Distinguishing the McQueen decision factually does not dispose completely of the appellant’s contentions. He also asserts that underpinning McQueen is the concept that a stipulation is effective only as to items of fact, not conclusions of law; therefore, his argument runs, there is a failure of proof as to vital elements of penury. At first glance, his argument is attractive. The McQueen decision cites the then-current section of Corpus Juris Secundum on stipulations. That authority recites the proposition that parties may not stipulate as to the law so as to bind the court. This concept prevails in more recent treatises as well. See 70 C.J.S. Sec. 23 (1987); 60A Am.Jur.2d Secs. 70 and 90 (1988) and Annot., 36 A.L.R.3d 1038 (1971). After analysis of these sources and pertinent case law, we believe the appellant’s argument is misconceived. We read the “true rule” of the cases to be this: A court is not bound by a stipulation when that stipulation seeks to foreclose the court from an area within its legitimate sphere of responsibility. See, e.g., Swift & Co. v. Hocking Valley Ry. Co., 243 U.S. 281, 289, 37 S.Ct. 287, 289, 61 L.Ed. 722 (1917), the leading Supreme Court Case, where the dispute was over whether a railroad was “private” or “public”. See also Avila v. Immigration and Naturalization Service, 731 F.2d 616, 620-621 (9th Cir.1984); Noel Shows, Inc. v. United States, 721 F.2d 327, 330 (11th Cir.1983); King v. United States, 641 F.2d 253 (5th Cir.1981); and United States v. Lisk, 522 F.2d 228, 231, n. 8 (7th Cir.1975). Contrariwise, if the stipulation merely concedes that which is uncontested and which is not against public policy, we see no impediment to its being accepted.

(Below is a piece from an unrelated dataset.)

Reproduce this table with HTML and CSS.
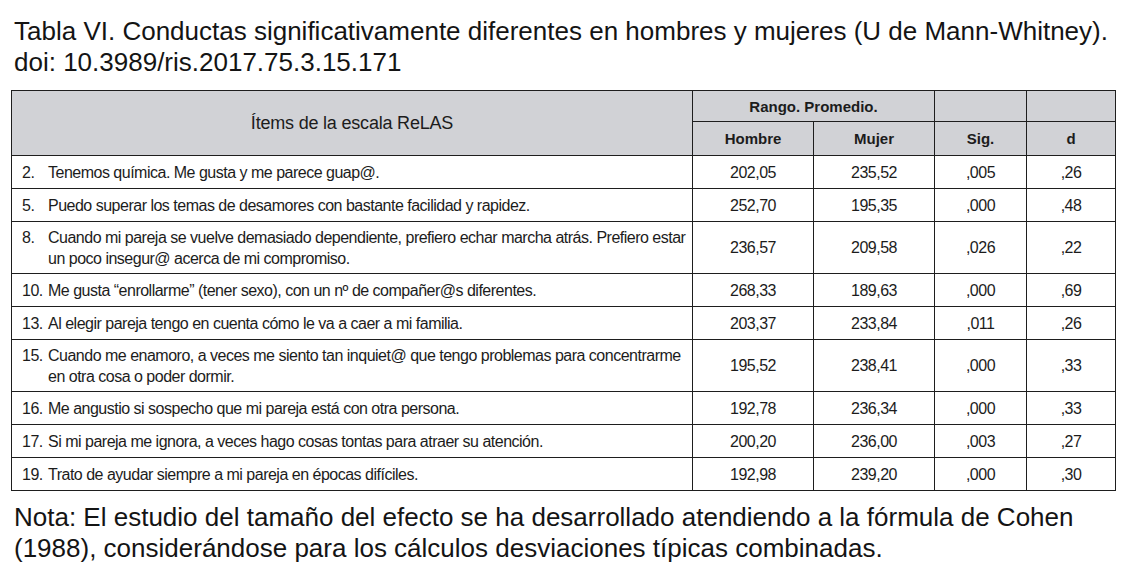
FILE: index.html
```html
<!DOCTYPE html>
<html lang="es">
<head>
<meta charset="utf-8">
<title>Tabla VI</title>
<link rel="stylesheet" href="styles.css">
</head>
<body>
<p class="caption">Tabla VI. Conductas significativamente diferentes en hombres y mujeres (U de Mann-Whitney).<br>doi: 10.3989/ris.2017.75.3.15.171</p>
<table class="data">
  <colgroup>
    <col class="c-item"><col class="c-h"><col class="c-m"><col class="c-s"><col class="c-d">
  </colgroup>
  <thead>
    <tr class="h1">
      <th rowspan="2" class="items">Ítems de la escala ReLAS</th>
      <th colspan="2">Rango. Promedio.</th>
      <th></th>
      <th></th>
    </tr>
    <tr class="h2">
      <th>Hombre</th>
      <th>Mujer</th>
      <th>Sig.</th>
      <th>d</th>
    </tr>
  </thead>
  <tbody>
    <tr><td class="item"><div class="it"><span class="n">2.</span><span class="t">Tenemos química. Me gusta y me parece guap@.</span></div></td><td>202,05</td><td>235,52</td><td>,005</td><td>,26</td></tr>
    <tr><td class="item"><div class="it"><span class="n">5.</span><span class="t">Puedo superar los temas de desamores con bastante facilidad y rapidez.</span></div></td><td>252,70</td><td>195,35</td><td>,000</td><td>,48</td></tr>
    <tr><td class="item"><div class="it"><span class="n">8.</span><span class="t">Cuando mi pareja se vuelve demasiado dependiente, prefiero echar marcha atrás. Prefiero estar un poco insegur@ acerca de mi compromiso.</span></div></td><td>236,57</td><td>209,58</td><td>,026</td><td>,22</td></tr>
    <tr><td class="item"><div class="it"><span class="n">10.</span><span class="t">Me gusta “enrollarme” (tener sexo), con un nº de compañer@s diferentes.</span></div></td><td>268,33</td><td>189,63</td><td>,000</td><td>,69</td></tr>
    <tr><td class="item"><div class="it"><span class="n">13.</span><span class="t">Al elegir pareja tengo en cuenta cómo le va a caer a mi familia.</span></div></td><td>203,37</td><td>233,84</td><td>,011</td><td>,26</td></tr>
    <tr><td class="item"><div class="it"><span class="n">15.</span><span class="t">Cuando me enamoro, a veces me siento tan inquiet@ que tengo problemas para concentrarme en otra cosa o poder dormir.</span></div></td><td>195,52</td><td>238,41</td><td>,000</td><td>,33</td></tr>
    <tr><td class="item"><div class="it"><span class="n">16.</span><span class="t">Me angustio si sospecho que mi pareja está con otra persona.</span></div></td><td>192,78</td><td>236,34</td><td>,000</td><td>,33</td></tr>
    <tr><td class="item"><div class="it"><span class="n">17.</span><span class="t">Si mi pareja me ignora, a veces hago cosas tontas para atraer su atención.</span></div></td><td>200,20</td><td>236,00</td><td>,003</td><td>,27</td></tr>
    <tr><td class="item"><div class="it"><span class="n">19.</span><span class="t">Trato de ayudar siempre a mi pareja en épocas difíciles.</span></div></td><td>192,98</td><td>239,20</td><td>,000</td><td>,30</td></tr>
  </tbody>
</table>
<p class="note">Nota: El estudio del tamaño del efecto se ha desarrollado atendiendo a la fórmula de Cohen<br>(1988), considerándose para los cálculos desviaciones típicas combinadas.</p>
</body>
</html>
```

FILE: styles.css
```css
html, body {
  margin: 0;
  padding: 0;
  background: #ffffff;
}
body {
  padding: 16px 0 0 11px;
  color: #111111;
  font-family: "Liberation Sans", Arial, sans-serif;
}
.caption {
  margin: 0 0 12px 3px;
  font-size: 26px;
  line-height: 31px;
  color: #141414;
}
.note {
  margin: 11px 0 0 3px;
  font-size: 26px;
  line-height: 31px;
  color: #141414;
}
.data {
  border-collapse: collapse;
  width: 1104px;
  table-layout: fixed;
  font-family: "Liberation Sans", Arial, sans-serif;
  font-size: 16px;
  letter-spacing: -0.5px;
  color: #1c1c1c;
}
.c-item { width: 681px; }
.c-h { width: 121px; }
.c-m { width: 121px; }
.c-s { width: 92px; }
.c-d { width: 89px; }
.data th, .data td {
  border: 1px solid #1e1e1e;
  padding: 0;
}
.data thead th {
  background: #d1d2d6;
  font-weight: bold;
  font-size: 15px;
  letter-spacing: 0;
  text-align: center;
  vertical-align: middle;
}
.data thead th.items {
  font-weight: normal;
  font-size: 18px;
  letter-spacing: -0.2px;
}
.h1 th { height: 30px; }
.h2 th { height: 33px; }
.data tbody td {
  text-align: center;
  vertical-align: middle;
  height: 32px;
  line-height: 21px;
}
.data tbody td.item {
  text-align: left;
  padding: 5px 2px 4px 10px;
  height: auto;
}
.it {
  display: flex;
}
.n {
  flex: 0 0 26px;
}
.t {
  flex: 1 1 auto;
}
```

Our position that stipulations may be used in a case such as the present one is buttressed, we believe, by the Court of Military Appeals decision in United States v. Meadows, 13 M.J. 165, 168 n. 4 (C.M.A. 1982) (“an accused may stipulate to facts which establish that jurisdiction exits”).
In any event, to the extent that United States v. McQueen is authority to the contrary, we decline to follow it. See United States v. Newton, 22 C.M.R. 534, 541-546 (A.B.R.1956) (extensive analysis).
We also find that the accused’s consent to the stipulation was sufficient. United States v. Barbean, 9 M.J. 569, 571 (A.F.C. M.R.1980) pet. denied 9 M.J. 277 (1980). See also United States v. Gonzales, 14 M.J. 501, 505 (A.F.C.M.R.1982).
Assault
We find the evidence fully supports the finding of guilty of the offense of assault.
Based on our findings as to the first assignment of error, we will reassess. As to Charge I, only so much of the findings as finds that the appellant is guilty of the lesser included offense of failure to obey a lawful order, a violation of Article 92(2), *631are approved. The convening authority approved a sentence of a bad conduct discharge, confinement for four months and forfeitures of $447.00 pay per month for four months. Upon reassessment, we affirm only so much of the sentence as provides for a bad conduct discharge, confinement for three months, and forfeitures of $447.00 pay per month for three months.
The findings of guilty and the sentence, as modified, are
AFFIRMED.
Senior Judge LEWIS and Judge BLOMMERS concur.